### Entries ###
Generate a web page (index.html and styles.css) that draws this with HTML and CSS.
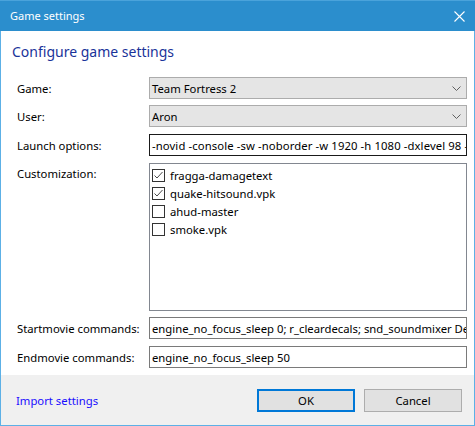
FILE: index.html
```html
<!DOCTYPE html>
<html>
<head>
<meta charset="utf-8">
<link rel="stylesheet" href="styles.css">
</head>
<body>
<div class="window">
  <div class="titlebar">
    <span class="title">Game settings</span>
    <svg class="close" width="11" height="11" viewBox="0 0 11 11"><path d="M0.5 0.5 L10.5 10.5 M10.5 0.5 L0.5 10.5" stroke="#fff" stroke-width="1.1" fill="none"/></svg>
  </div>
  <div class="content">
    <h1 class="heading">Configure game settings</h1>
    <div class="form">
      <div class="row r-game">
        <label class="label">Game:</label>
        <div class="combo"><span class="value">Team Fortress 2</span>
          <svg class="chev" width="9" height="5" viewBox="0 0 9 5"><polyline points="0.5,0.5 4.5,4.5 8.5,0.5" fill="none" stroke="#606060" stroke-width="1"/></svg>
        </div>
      </div>
      <div class="row r-user">
        <label class="label">User:</label>
        <div class="combo"><span class="value">Aron</span>
          <svg class="chev" width="9" height="5" viewBox="0 0 9 5"><polyline points="0.5,0.5 4.5,4.5 8.5,0.5" fill="none" stroke="#606060" stroke-width="1"/></svg>
        </div>
      </div>
      <div class="row r-launch">
        <label class="label">Launch options:</label>
        <div class="textbox focused"><span class="value value-wide">-novid -console -sw -noborder -w 1920 -h 1080 -dxlevel 98 -full</span></div>
      </div>
      <div class="row r-custom">
        <label class="label label-top">Customization:</label>
        <div class="checklist">
          <div class="item"><span class="check"><svg width="11" height="11" viewBox="0 0 11 11"><polyline points="1.5,5.5 4,8 9.5,2" fill="none" stroke="#4a4a4a" stroke-width="1"/></svg></span><span>fragga-damagetext</span></div>
          <div class="item"><span class="check"><svg width="11" height="11" viewBox="0 0 11 11"><polyline points="1.5,5.5 4,8 9.5,2" fill="none" stroke="#4a4a4a" stroke-width="1"/></svg></span><span>quake-hitsound.vpk</span></div>
          <div class="item"><span class="check"></span><span>ahud-master</span></div>
          <div class="item"><span class="check"></span><span>smoke.vpk</span></div>
        </div>
      </div>
      <div class="row r-start">
        <label class="label">Startmovie commands:</label>
        <div class="textbox"><span class="value">engine_no_focus_sleep 0; r_cleardecals; snd_soundmixer Default_Mix</span></div>
      </div>
      <div class="row r-end">
        <label class="label">Endmovie commands:</label>
        <div class="textbox"><span class="value">engine_no_focus_sleep 50</span></div>
      </div>
    </div>
  </div>
  <div class="footer">
    <a class="link">Import settings</a>
    <div class="buttons">
      <button class="btn btn-default">OK</button>
      <button class="btn">Cancel</button>
    </div>
  </div>
</div>
</body>
</html>
```

FILE: styles.css
```css
html, body {
  margin: 0;
  padding: 0;
  background: #ffffff;
}
.window {
  width: 475px;
  height: 426px;
  box-sizing: border-box;
  border: 1px solid #5cb0e6;
  border-top: none;
  display: flex;
  flex-direction: column;
  font-family: "Noto Sans", "Open Sans", sans-serif;
  font-size: 11.3px;
  color: #000;
  background: #fff;
}
.titlebar {
  height: 31px;
  margin: 0 -1px;
  background: #2b8ecd;
  border-top: 1px solid #4aa3db;
  box-sizing: border-box;
  display: flex;
  align-items: center;
  justify-content: space-between;
  padding: 0 10px 0 10px;
  color: #fff;
}
.title {
  font-size: 11px;
  line-height: 30px;
}
.close {
  display: block;
}
.content {
  flex: 1;
  display: flex;
  flex-direction: column;
}
.heading {
  margin: 11px 0 0 11px;
  font-size: 14px;
  font-weight: normal;
  line-height: 20px;
  color: #1a3399;
}
.form {
  display: flex;
  flex-direction: column;
  margin-top: 15px;
  padding-left: 16px;
}
.row {
  display: flex;
  align-items: center;
}
.r-user { margin-top: 6px; }
.r-launch { margin-top: 7px; }
.r-custom { margin-top: 7px; align-items: flex-start; }
.r-start { margin-top: 6px; }
.r-end { margin-top: 7px; }
.label {
  width: 132px;
  flex: none;
  white-space: nowrap;
}
.label-top {
  padding-top: 3px;
}
.combo, .textbox {
  width: 318px;
  height: 22px;
  box-sizing: border-box;
  display: flex;
  align-items: center;
  padding-left: 2px;
  overflow: hidden;
  white-space: nowrap;
}
.combo {
  background: #e5e5e5;
  border: 1px solid #acacac;
  justify-content: space-between;
  padding-right: 5px;
}
.textbox {
  background: #fff;
  border: 1px solid #7a7a7a;
}
.textbox.focused {
  border-color: #1a1a1a;
}
.value {
  white-space: nowrap;
}
.value-wide {
  letter-spacing: 0.1px;
}
.chev {
  display: block;
  flex: none;
}
.checklist {
  width: 318px;
  height: 148px;
  box-sizing: border-box;
  border: 1px solid #828790;
  padding: 2px 0 0 2px;
}
.item {
  display: flex;
  align-items: center;
  height: 18px;
}
.check {
  width: 13px;
  height: 13px;
  box-sizing: border-box;
  border: 1px solid #333333;
  background: #fff;
  margin-right: 5px;
  display: flex;
  align-items: center;
  justify-content: center;
  flex: none;
}
.check svg {
  display: block;
}
.footer {
  height: 50px;
  flex: none;
  background: #f0f0f0;
  display: flex;
  align-items: center;
  justify-content: space-between;
  padding: 0 12px 0 15px;
}
.link {
  color: #1a0dff;
  cursor: pointer;
}
.buttons {
  display: flex;
  gap: 9px;
}
.btn {
  width: 98px;
  height: 23px;
  box-sizing: border-box;
  background: #e1e1e1;
  border: 1px solid #adadad;
  font-family: "Noto Sans", "Open Sans", sans-serif;
  font-size: 11.3px;
  color: #000;
  padding: 0;
}
.btn-default {
  border: 2px solid #0078d7;
}
```
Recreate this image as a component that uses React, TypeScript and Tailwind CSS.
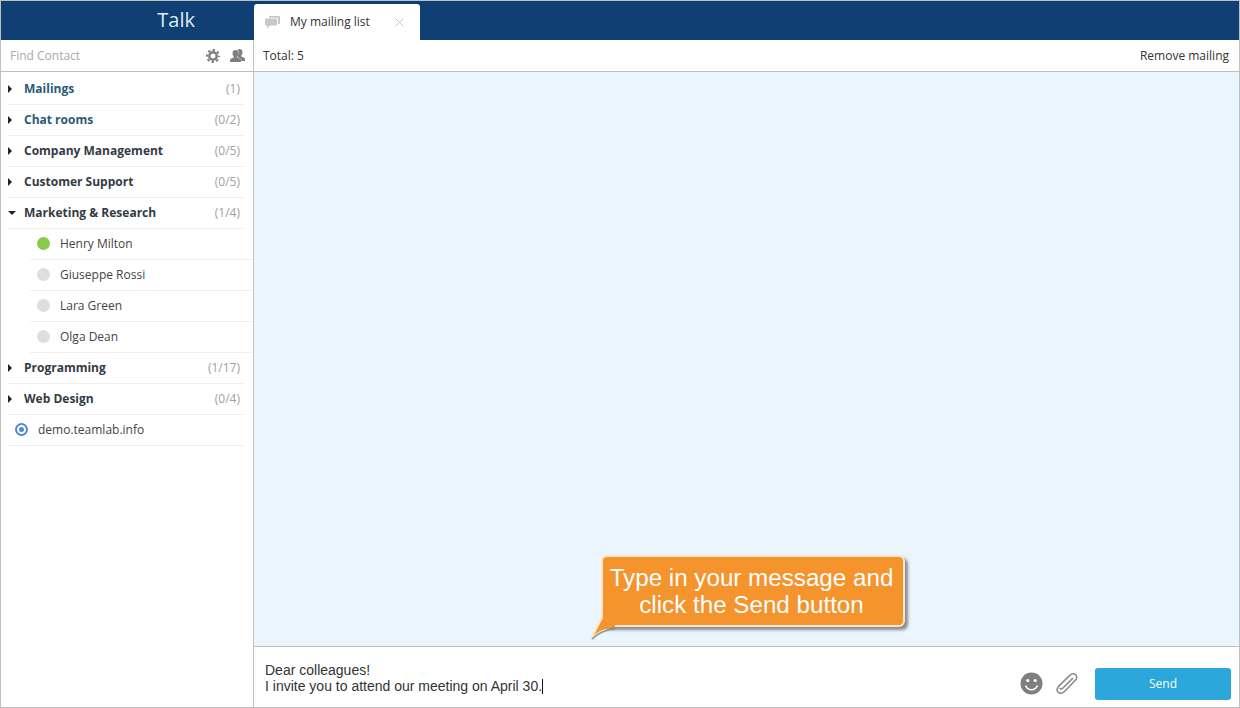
###
Leaving all pictures aside, quote each record exactly.

Generate a web page (index.html and styles.css) that draws this with HTML and CSS.
FILE: index.html
```html
<!DOCTYPE html>
<html>
<head>
<meta charset="utf-8">
<link rel="stylesheet" href="styles.css">
</head>
<body>
<div class="window">
  <div class="titlebar">
    <span class="title">Game settings</span>
    <svg class="close" width="11" height="11" viewBox="0 0 11 11"><path d="M0.5 0.5 L10.5 10.5 M10.5 0.5 L0.5 10.5" stroke="#fff" stroke-width="1.1" fill="none"/></svg>
  </div>
  <div class="content">
    <h1 class="heading">Configure game settings</h1>
    <div class="form">
      <div class="row r-game">
        <label class="label">Game:</label>
        <div class="combo"><span class="value">Team Fortress 2</span>
          <svg class="chev" width="9" height="5" viewBox="0 0 9 5"><polyline points="0.5,0.5 4.5,4.5 8.5,0.5" fill="none" stroke="#606060" stroke-width="1"/></svg>
        </div>
      </div>
      <div class="row r-user">
        <label class="label">User:</label>
        <div class="combo"><span class="value">Aron</span>
          <svg class="chev" width="9" height="5" viewBox="0 0 9 5"><polyline points="0.5,0.5 4.5,4.5 8.5,0.5" fill="none" stroke="#606060" stroke-width="1"/></svg>
        </div>
      </div>
      <div class="row r-launch">
        <label class="label">Launch options:</label>
        <div class="textbox focused"><span class="value value-wide">-novid -console -sw -noborder -w 1920 -h 1080 -dxlevel 98 -full</span></div>
      </div>
      <div class="row r-custom">
        <label class="label label-top">Customization:</label>
        <div class="checklist">
          <div class="item"><span class="check"><svg width="11" height="11" viewBox="0 0 11 11"><polyline points="1.5,5.5 4,8 9.5,2" fill="none" stroke="#4a4a4a" stroke-width="1"/></svg></span><span>fragga-damagetext</span></div>
          <div class="item"><span class="check"><svg width="11" height="11" viewBox="0 0 11 11"><polyline points="1.5,5.5 4,8 9.5,2" fill="none" stroke="#4a4a4a" stroke-width="1"/></svg></span><span>quake-hitsound.vpk</span></div>
          <div class="item"><span class="check"></span><span>ahud-master</span></div>
          <div class="item"><span class="check"></span><span>smoke.vpk</span></div>
        </div>
      </div>
      <div class="row r-start">
        <label class="label">Startmovie commands:</label>
        <div class="textbox"><span class="value">engine_no_focus_sleep 0; r_cleardecals; snd_soundmixer Default_Mix</span></div>
      </div>
      <div class="row r-end">
        <label class="label">Endmovie commands:</label>
        <div class="textbox"><span class="value">engine_no_focus_sleep 50</span></div>
      </div>
    </div>
  </div>
  <div class="footer">
    <a class="link">Import settings</a>
    <div class="buttons">
      <button class="btn btn-default">OK</button>
      <button class="btn">Cancel</button>
    </div>
  </div>
</div>
</body>
</html>
```

FILE: styles.css
```css
html, body {
  margin: 0;
  padding: 0;
  background: #ffffff;
}
.window {
  width: 475px;
  height: 426px;
  box-sizing: border-box;
  border: 1px solid #5cb0e6;
  border-top: none;
  display: flex;
  flex-direction: column;
  font-family: "Noto Sans", "Open Sans", sans-serif;
  font-size: 11.3px;
  color: #000;
  background: #fff;
}
.titlebar {
  height: 31px;
  margin: 0 -1px;
  background: #2b8ecd;
  border-top: 1px solid #4aa3db;
  box-sizing: border-box;
  display: flex;
  align-items: center;
  justify-content: space-between;
  padding: 0 10px 0 10px;
  color: #fff;
}
.title {
  font-size: 11px;
  line-height: 30px;
}
.close {
  display: block;
}
.content {
  flex: 1;
  display: flex;
  flex-direction: column;
}
.heading {
  margin: 11px 0 0 11px;
  font-size: 14px;
  font-weight: normal;
  line-height: 20px;
  color: #1a3399;
}
.form {
  display: flex;
  flex-direction: column;
  margin-top: 15px;
  padding-left: 16px;
}
.row {
  display: flex;
  align-items: center;
}
.r-user { margin-top: 6px; }
.r-launch { margin-top: 7px; }
.r-custom { margin-top: 7px; align-items: flex-start; }
.r-start { margin-top: 6px; }
.r-end { margin-top: 7px; }
.label {
  width: 132px;
  flex: none;
  white-space: nowrap;
}
.label-top {
  padding-top: 3px;
}
.combo, .textbox {
  width: 318px;
  height: 22px;
  box-sizing: border-box;
  display: flex;
  align-items: center;
  padding-left: 2px;
  overflow: hidden;
  white-space: nowrap;
}
.combo {
  background: #e5e5e5;
  border: 1px solid #acacac;
  justify-content: space-between;
  padding-right: 5px;
}
.textbox {
  background: #fff;
  border: 1px solid #7a7a7a;
}
.textbox.focused {
  border-color: #1a1a1a;
}
.value {
  white-space: nowrap;
}
.value-wide {
  letter-spacing: 0.1px;
}
.chev {
  display: block;
  flex: none;
}
.checklist {
  width: 318px;
  height: 148px;
  box-sizing: border-box;
  border: 1px solid #828790;
  padding: 2px 0 0 2px;
}
.item {
  display: flex;
  align-items: center;
  height: 18px;
}
.check {
  width: 13px;
  height: 13px;
  box-sizing: border-box;
  border: 1px solid #333333;
  background: #fff;
  margin-right: 5px;
  display: flex;
  align-items: center;
  justify-content: center;
  flex: none;
}
.check svg {
  display: block;
}
.footer {
  height: 50px;
  flex: none;
  background: #f0f0f0;
  display: flex;
  align-items: center;
  justify-content: space-between;
  padding: 0 12px 0 15px;
}
.link {
  color: #1a0dff;
  cursor: pointer;
}
.buttons {
  display: flex;
  gap: 9px;
}
.btn {
  width: 98px;
  height: 23px;
  box-sizing: border-box;
  background: #e1e1e1;
  border: 1px solid #adadad;
  font-family: "Noto Sans", "Open Sans", sans-serif;
  font-size: 11.3px;
  color: #000;
  padding: 0;
}
.btn-default {
  border: 2px solid #0078d7;
}
```
Recreate this image as a component that uses React, TypeScript and Tailwind CSS.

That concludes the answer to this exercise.